After becoming a mother, Doucleff began questioning the effectiveness of modern parenting advice and sought alternatives rooted in real-world practice. Her journey takes her from the Maya villages of Mexico to the Arctic home of the Inuit, and finally to Tanzania with the Hadzabe. In each community, she discovers a radically different parenting paradigm one built on trust, inclusion, and emotional calm rather than fear, bribes, or timeouts.
Doucleff observes that Maya parents teach cooperation by involving children in household chores from a very young age. Inuit families nurture emotional intelligence through gentle storytelling and restraint, modeling calm even in moments of chaos. The Hadzabe, meanwhile, allow children to explore freely, cultivating independence and confidence. What unites these cultures, she argues, is their quiet understanding that children learn best by observing, participating, and belonging.
Where the book shines is in its practicality. Doucleff translates her discoveries into actionable insights that any parent can try immediately. She offers concrete ways to invite children into cooperation rather than confrontation, to discipline without yelling, and to replace rigid rules with empathy and partnership. Readers like Phillip have praised these sections for being filled with real examples and “action items” that feel genuinely useful.

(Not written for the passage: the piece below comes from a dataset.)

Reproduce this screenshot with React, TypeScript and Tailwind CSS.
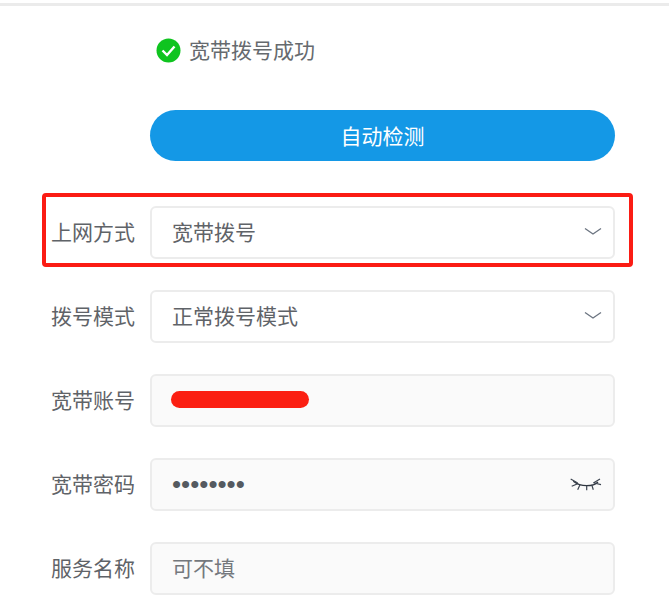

However, the book is far from perfect. Many reviewers point out that its title overpromises a universal parenting theory when the material often reads more like a personal memoir. Doucleff’s sweeping use of the term “Western parenting” feels overly simplistic, and her narrative sometimes romanticizes Indigenous cultures in ways that flatten their complexities. Adria, another thoughtful reviewer, goes further questioning why publishers continue to prioritize Western authors interpreting Indigenous wisdom instead of publishing the voices of those parents themselves.
There is also a noticeable gender gap in Doucleff’s storytelling. Fathers and sons are almost invisible until late in the book, leaving readers especially dads wondering where their experiences fit into this “universal” parenting model. The absence of commentary on male roles in child-rearing undermines what could have been a more inclusive exploration of family dynamics.
Other readers, like C, find Doucleff’s tone at times grating and her first-person narrative self-centered. The frequent anecdotes about her daughter, Rosie, make the book feel narrow in scope. As C points out, Doucleff’s conclusions might apply well to her own household but fail to account for working-class families or parents raising multiple children. The book’s power diminishes whenever it shifts away from anthropology and toward personal confession.
Still, Hunt, Gather, Parent offers a refreshing antidote to the stress of modern child-rearing. Its central message that cooperation, trust, and emotional calm can replace control, fear, and exhaustion is one worth taking to heart. Doucleff’s work may not be flawless, but it opens an important conversation about what parenting could look like if we learned from, rather than looked down on, ancient wisdom.
If you are searching for a parenting guide that blends science, storytelling, and cross-cultural insight, Hunt, Gather, Parent is worth your attention. It may not have all the answers, but it will make you question the ones you thought you already had.